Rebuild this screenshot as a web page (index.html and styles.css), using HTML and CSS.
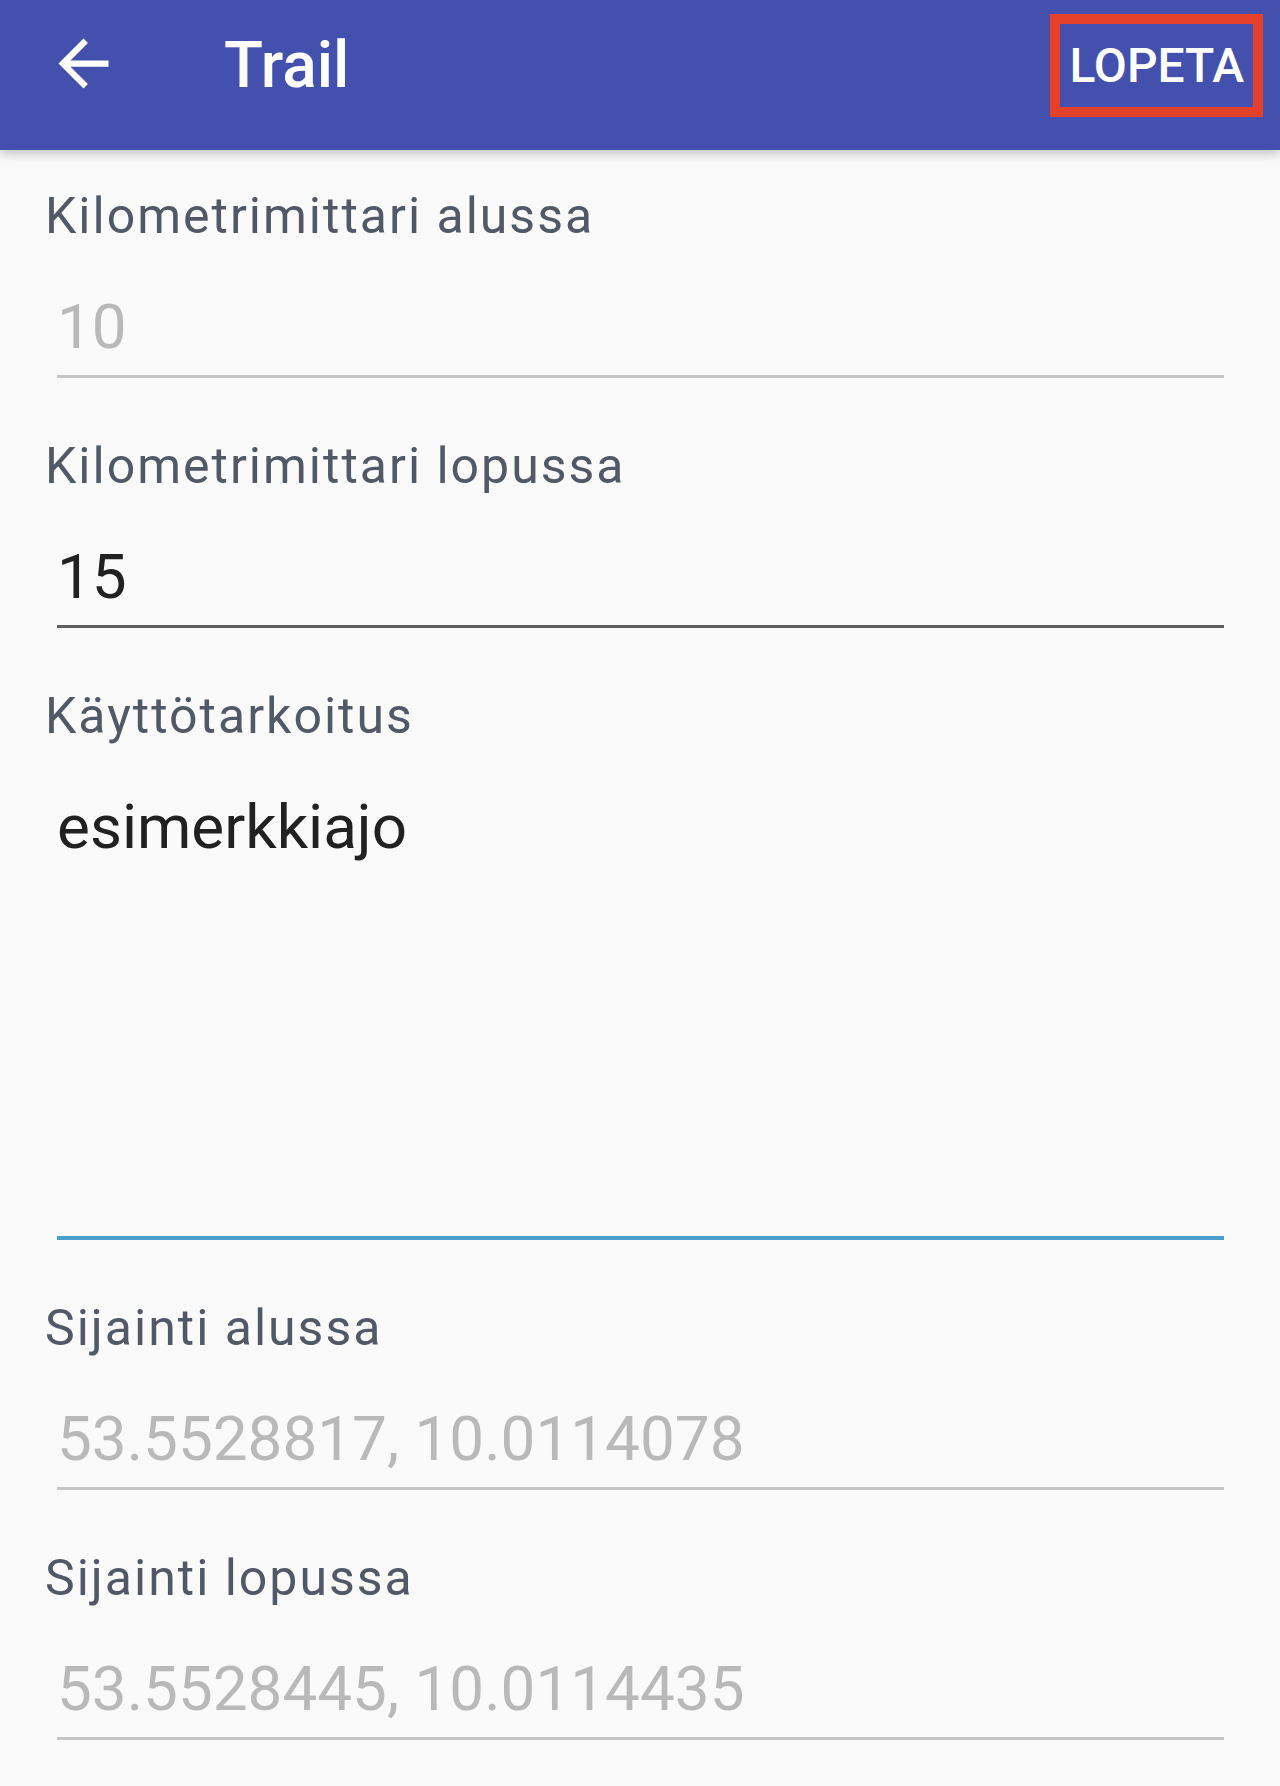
FILE: index.html
```html
<!DOCTYPE html>
<html>
	<head>
		<title>Trail</title>
		<link rel="stylesheet" href="styles.css">
	</head>
	<body>
		<div class="toolbar">
			<a href="#" class="backButton">
				<svg viewBox="0 0 24 24" width="75" height="75">
					<path d="M20 11H7.83l5.59-5.59L12 4l-8 8 8 8 1.41-1.41L7.83 13H20v-2z" fill="#ffffff"/>
				</svg>
			</a>
			<h1 class="title">Trail</h1>
			<a href="#" class="stopButton">LOPETA</a>
		</div>

		<div class="form">
			<div class="field">
				<div class="fieldLabel">Kilometrimittari alussa</div>
				<div class="fieldInput disabled">10</div>
			</div>
			<div class="field">
				<div class="fieldLabel">Kilometrimittari lopussa</div>
				<div class="fieldInput">15</div>
			</div>
			<div class="field">
				<div class="fieldLabel">Käyttötarkoitus</div>
				<div class="fieldInput multiline focused">esimerkkiajo</div>
			</div>
			<div class="field">
				<div class="fieldLabel">Sijainti alussa</div>
				<div class="fieldInput disabled">53.5528817, 10.0114078</div>
			</div>
			<div class="field">
				<div class="fieldLabel">Sijainti lopussa</div>
				<div class="fieldInput disabled">53.5528445, 10.0114435</div>
			</div>
		</div>
	</body>
</html>
```

FILE: styles.css
```css
body {
	margin: 0;
	background-color: #fafafa;
	font-family: Roboto, "Liberation Sans", sans-serif;
}
.toolbar {
	display: flex;
	align-items: center;
	height: 130px;
	padding: 0 17px 20px 46px;
	background-color: #4350ae;
	box-shadow: 0 4px 10px rgba(0, 0, 0, 0.22);
}
.backButton {
	display: flex;
	width: 75px;
	height: 75px;
	margin-top: -4px;
}
.title {
	flex: 1;
	margin: 0 0 0 103px;
	color: #ffffff;
	font-size: 64px;
	font-weight: 500;
	line-height: 75px;
}
.stopButton {
	display: block;
	height: 83px;
	padding: 0 9px;
	border: 10px solid #e5402a;
	color: #ffffff;
	text-decoration: none;
	font-size: 48px;
	font-weight: 500;
	line-height: 83px;
}
.form {
	padding: 37px 56px 0 45px;
}
.field {
	margin-bottom: 59px;
}
.fieldLabel {
	color: #515866;
	font-size: 50px;
	line-height: 59px;
	letter-spacing: 2px;
}
.fieldInput {
	margin: 44px 0 0 12px;
	padding-bottom: 12px;
	border-bottom: 3px solid #5e5e5e;
	color: #212121;
	font-size: 62px;
	line-height: 73px;
}
.disabled {
	color: #b9b9b9;
	border-bottom-color: #c6c6c6;
}
.multiline {
	height: 434px;
}
.focused {
	border-bottom: 4px solid #4b9fcc;
}
```
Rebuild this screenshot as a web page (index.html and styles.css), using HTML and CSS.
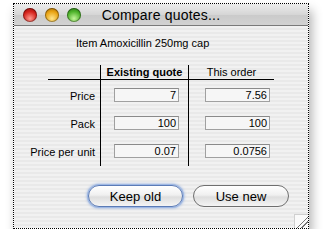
FILE: index.html
```html
<!DOCTYPE html>
<html lang="en">
<head>
  <meta charset="UTF-8" />
  <title>Compare quotes...</title>
  <link rel="stylesheet" href="styles.css">
</head>
<body>

  <div class="window">
    <div class="titlebar">
      <div class="lights">
        <span class="light red"></span>
        <span class="light yellow"></span>
        <span class="light green"></span>
      </div>
      <div class="title">Compare quotes...</div>
    </div>

    <div class="content">
      <div class="item">Item Amoxicillin 250mg cap</div>

      <div class="grid">
        <div class="label head"></div>
        <div class="cell head bold">Existing quote</div>
        <div class="cell head second">This order</div>

        <div class="rule"></div>
        <div class="cell rulecell"></div>
        <div class="cell rulecell second"></div>

        <div class="label">Price</div>
        <div class="cell"><div class="field">7</div></div>
        <div class="cell second"><div class="field">7.56</div></div>

        <div class="label">Pack</div>
        <div class="cell"><div class="field">100</div></div>
        <div class="cell second"><div class="field">100</div></div>

        <div class="label last">Price per unit</div>
        <div class="cell last"><div class="field">0.07</div></div>
        <div class="cell last second"><div class="field">0.0756</div></div>
      </div>

      <div class="buttons">
        <button class="btn default">Keep old</button>
        <button class="btn">Use new</button>
      </div>

      <div class="grip"></div>
    </div>
  </div>

</body>
</html>
```

FILE: styles.css
```css
body {
  margin: 0;
  background: #fff;
  font-family: "Liberation Sans", Arial, sans-serif;
  font-size: 11px;
  color: #000;
}
.window {
  margin: 3px 0 0 13px;
  width: 294px;
  height: 224px;
  border: 1px dotted #000;
  box-shadow: 3px 7px 10px rgba(0, 0, 0, 0.3);
  display: flex;
  flex-direction: column;
}
.titlebar {
  height: 21px;
  display: flex;
  align-items: center;
  position: relative;
  background: linear-gradient(#ececec, #d6d6d6 50%, #cacaca 51%, #d2d2d2);
  border-bottom: 1px solid #7a7a7a;
}
.lights {
  display: flex;
  gap: 8px;
  padding-left: 9px;
}
.light {
  width: 14px;
  height: 14px;
  border-radius: 50%;
  box-shadow: inset 0 0 0 1px rgba(0, 0, 0, 0.35);
}
.red {
  background: radial-gradient(circle at 50% 75%, #ff9a8f, #d5231c 55%, #8a0b08);
}
.yellow {
  background: radial-gradient(circle at 50% 75%, #ffe58a, #e9a313 55%, #9a5f00);
}
.green {
  background: radial-gradient(circle at 50% 75%, #c4f59a, #4eb32a 55%, #1e6b0c);
}
.title {
  position: absolute;
  left: 0;
  right: 0;
  text-align: center;
  font-size: 14px;
  letter-spacing: 0.2px;
}
.content {
  flex: 1;
  position: relative;
  background: repeating-linear-gradient(#f1f1f1 0, #f1f1f1 2px, #e9e9e9 2px, #e9e9e9 4px);
}
.item {
  padding: 11px 0 0 62px;
  height: 18px;
}
.grid {
  display: grid;
  grid-template-columns: 86px 88px 86px;
  margin-top: 10px;
}
.label {
  text-align: right;
  padding: 10px 5px 0 0;
  height: 18px;
  white-space: nowrap;
}
.label.head, .cell.head {
  height: 12px;
  padding: 1px 0 1px;
}
.cell {
  border-left: 1px solid #000;
  padding: 8px 0 0 13px;
  height: 20px;
}
.cell.second {
  padding-left: 16px;
}
.cell.head {
  text-align: center;
  padding-left: 0;
  padding-right: 0;
}
.cell.last, .label.last {
  height: 22px;
}
.bold {
  font-weight: bold;
}
.rule {
  height: 1px;
  margin-left: 34px;
  background: #000;
}
.rulecell {
  height: 1px;
  padding: 0;
  background: #000;
}
.field {
  width: 59px;
  height: 12px;
  line-height: 12px;
  padding: 0 2px;
  text-align: right;
  background: #f6f6f6;
  border: 1px solid #a0a0a0;
  border-top-color: #8a8a8a;
}
.buttons {
  display: flex;
  gap: 10px;
  padding: 17px 0 0 74px;
}
.btn {
  font-family: "Liberation Sans", Arial, sans-serif;
  font-size: 13px;
  height: 22px;
  padding: 0;
  width: 96px;
  border-radius: 11px;
  border: 1px solid #6f6f6f;
  background: linear-gradient(#ffffff, #f0f0f0 45%, #dedede 55%, #f4f4f4);
  color: #000;
}
.btn.default {
  width: 95px;
  border-color: #5b7bb6;
  box-shadow: 0 0 0 1px #9eb8e4, 0 0 3px 1px #8aa8dc;
}
.grip {
  position: absolute;
  right: 0;
  bottom: 0;
  width: 13px;
  height: 13px;
  border-top: 1px solid #d0d0d0;
  border-left: 1px solid #d0d0d0;
  background: linear-gradient(135deg, #fafafa 55%, #777 56%, #777 60%, #fafafa 61%, #fafafa 72%, #777 73%, #777 77%, #fafafa 78%);
}
```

* Problem details
Copy every record above exactly, leaving out the pictures.

* Task solution
Rebuild this screenshot as a web page (index.html and styles.css), using HTML and CSS.
FILE: index.html
```html
<!DOCTYPE html>
<html>
	<head>
		<title>Trail</title>
		<link rel="stylesheet" href="styles.css">
	</head>
	<body>
		<div class="toolbar">
			<a href="#" class="backButton">
				<svg viewBox="0 0 24 24" width="75" height="75">
					<path d="M20 11H7.83l5.59-5.59L12 4l-8 8 8 8 1.41-1.41L7.83 13H20v-2z" fill="#ffffff"/>
				</svg>
			</a>
			<h1 class="title">Trail</h1>
			<a href="#" class="stopButton">LOPETA</a>
		</div>

		<div class="form">
			<div class="field">
				<div class="fieldLabel">Kilometrimittari alussa</div>
				<div class="fieldInput disabled">10</div>
			</div>
			<div class="field">
				<div class="fieldLabel">Kilometrimittari lopussa</div>
				<div class="fieldInput">15</div>
			</div>
			<div class="field">
				<div class="fieldLabel">Käyttötarkoitus</div>
				<div class="fieldInput multiline focused">esimerkkiajo</div>
			</div>
			<div class="field">
				<div class="fieldLabel">Sijainti alussa</div>
				<div class="fieldInput disabled">53.5528817, 10.0114078</div>
			</div>
			<div class="field">
				<div class="fieldLabel">Sijainti lopussa</div>
				<div class="fieldInput disabled">53.5528445, 10.0114435</div>
			</div>
		</div>
	</body>
</html>
```

FILE: styles.css
```css
body {
	margin: 0;
	background-color: #fafafa;
	font-family: Roboto, "Liberation Sans", sans-serif;
}
.toolbar {
	display: flex;
	align-items: center;
	height: 130px;
	padding: 0 17px 20px 46px;
	background-color: #4350ae;
	box-shadow: 0 4px 10px rgba(0, 0, 0, 0.22);
}
.backButton {
	display: flex;
	width: 75px;
	height: 75px;
	margin-top: -4px;
}
.title {
	flex: 1;
	margin: 0 0 0 103px;
	color: #ffffff;
	font-size: 64px;
	font-weight: 500;
	line-height: 75px;
}
.stopButton {
	display: block;
	height: 83px;
	padding: 0 9px;
	border: 10px solid #e5402a;
	color: #ffffff;
	text-decoration: none;
	font-size: 48px;
	font-weight: 500;
	line-height: 83px;
}
.form {
	padding: 37px 56px 0 45px;
}
.field {
	margin-bottom: 59px;
}
.fieldLabel {
	color: #515866;
	font-size: 50px;
	line-height: 59px;
	letter-spacing: 2px;
}
.fieldInput {
	margin: 44px 0 0 12px;
	padding-bottom: 12px;
	border-bottom: 3px solid #5e5e5e;
	color: #212121;
	font-size: 62px;
	line-height: 73px;
}
.disabled {
	color: #b9b9b9;
	border-bottom-color: #c6c6c6;
}
.multiline {
	height: 434px;
}
.focused {
	border-bottom: 4px solid #4b9fcc;
}
```
Rebuild this screenshot as a web page (index.html and styles.css), using HTML and CSS.
FILE: index.html
```html
<!DOCTYPE html>
<html lang="en">
<head>
  <meta charset="UTF-8" />
  <title>Compare quotes...</title>
  <link rel="stylesheet" href="styles.css">
</head>
<body>

  <div class="window">
    <div class="titlebar">
      <div class="lights">
        <span class="light red"></span>
        <span class="light yellow"></span>
        <span class="light green"></span>
      </div>
      <div class="title">Compare quotes...</div>
    </div>

    <div class="content">
      <div class="item">Item Amoxicillin 250mg cap</div>

      <div class="grid">
        <div class="label head"></div>
        <div class="cell head bold">Existing quote</div>
        <div class="cell head second">This order</div>

        <div class="rule"></div>
        <div class="cell rulecell"></div>
        <div class="cell rulecell second"></div>

        <div class="label">Price</div>
        <div class="cell"><div class="field">7</div></div>
        <div class="cell second"><div class="field">7.56</div></div>

        <div class="label">Pack</div>
        <div class="cell"><div class="field">100</div></div>
        <div class="cell second"><div class="field">100</div></div>

        <div class="label last">Price per unit</div>
        <div class="cell last"><div class="field">0.07</div></div>
        <div class="cell last second"><div class="field">0.0756</div></div>
      </div>

      <div class="buttons">
        <button class="btn default">Keep old</button>
        <button class="btn">Use new</button>
      </div>

      <div class="grip"></div>
    </div>
  </div>

</body>
</html>
```

FILE: styles.css
```css
body {
  margin: 0;
  background: #fff;
  font-family: "Liberation Sans", Arial, sans-serif;
  font-size: 11px;
  color: #000;
}
.window {
  margin: 3px 0 0 13px;
  width: 294px;
  height: 224px;
  border: 1px dotted #000;
  box-shadow: 3px 7px 10px rgba(0, 0, 0, 0.3);
  display: flex;
  flex-direction: column;
}
.titlebar {
  height: 21px;
  display: flex;
  align-items: center;
  position: relative;
  background: linear-gradient(#ececec, #d6d6d6 50%, #cacaca 51%, #d2d2d2);
  border-bottom: 1px solid #7a7a7a;
}
.lights {
  display: flex;
  gap: 8px;
  padding-left: 9px;
}
.light {
  width: 14px;
  height: 14px;
  border-radius: 50%;
  box-shadow: inset 0 0 0 1px rgba(0, 0, 0, 0.35);
}
.red {
  background: radial-gradient(circle at 50% 75%, #ff9a8f, #d5231c 55%, #8a0b08);
}
.yellow {
  background: radial-gradient(circle at 50% 75%, #ffe58a, #e9a313 55%, #9a5f00);
}
.green {
  background: radial-gradient(circle at 50% 75%, #c4f59a, #4eb32a 55%, #1e6b0c);
}
.title {
  position: absolute;
  left: 0;
  right: 0;
  text-align: center;
  font-size: 14px;
  letter-spacing: 0.2px;
}
.content {
  flex: 1;
  position: relative;
  background: repeating-linear-gradient(#f1f1f1 0, #f1f1f1 2px, #e9e9e9 2px, #e9e9e9 4px);
}
.item {
  padding: 11px 0 0 62px;
  height: 18px;
}
.grid {
  display: grid;
  grid-template-columns: 86px 88px 86px;
  margin-top: 10px;
}
.label {
  text-align: right;
  padding: 10px 5px 0 0;
  height: 18px;
  white-space: nowrap;
}
.label.head, .cell.head {
  height: 12px;
  padding: 1px 0 1px;
}
.cell {
  border-left: 1px solid #000;
  padding: 8px 0 0 13px;
  height: 20px;
}
.cell.second {
  padding-left: 16px;
}
.cell.head {
  text-align: center;
  padding-left: 0;
  padding-right: 0;
}
.cell.last, .label.last {
  height: 22px;
}
.bold {
  font-weight: bold;
}
.rule {
  height: 1px;
  margin-left: 34px;
  background: #000;
}
.rulecell {
  height: 1px;
  padding: 0;
  background: #000;
}
.field {
  width: 59px;
  height: 12px;
  line-height: 12px;
  padding: 0 2px;
  text-align: right;
  background: #f6f6f6;
  border: 1px solid #a0a0a0;
  border-top-color: #8a8a8a;
}
.buttons {
  display: flex;
  gap: 10px;
  padding: 17px 0 0 74px;
}
.btn {
  font-family: "Liberation Sans", Arial, sans-serif;
  font-size: 13px;
  height: 22px;
  padding: 0;
  width: 96px;
  border-radius: 11px;
  border: 1px solid #6f6f6f;
  background: linear-gradient(#ffffff, #f0f0f0 45%, #dedede 55%, #f4f4f4);
  color: #000;
}
.btn.default {
  width: 95px;
  border-color: #5b7bb6;
  box-shadow: 0 0 0 1px #9eb8e4, 0 0 3px 1px #8aa8dc;
}
.grip {
  position: absolute;
  right: 0;
  bottom: 0;
  width: 13px;
  height: 13px;
  border-top: 1px solid #d0d0d0;
  border-left: 1px solid #d0d0d0;
  background: linear-gradient(135deg, #fafafa 55%, #777 56%, #777 60%, #fafafa 61%, #fafafa 72%, #777 73%, #777 77%, #fafafa 78%);
}
```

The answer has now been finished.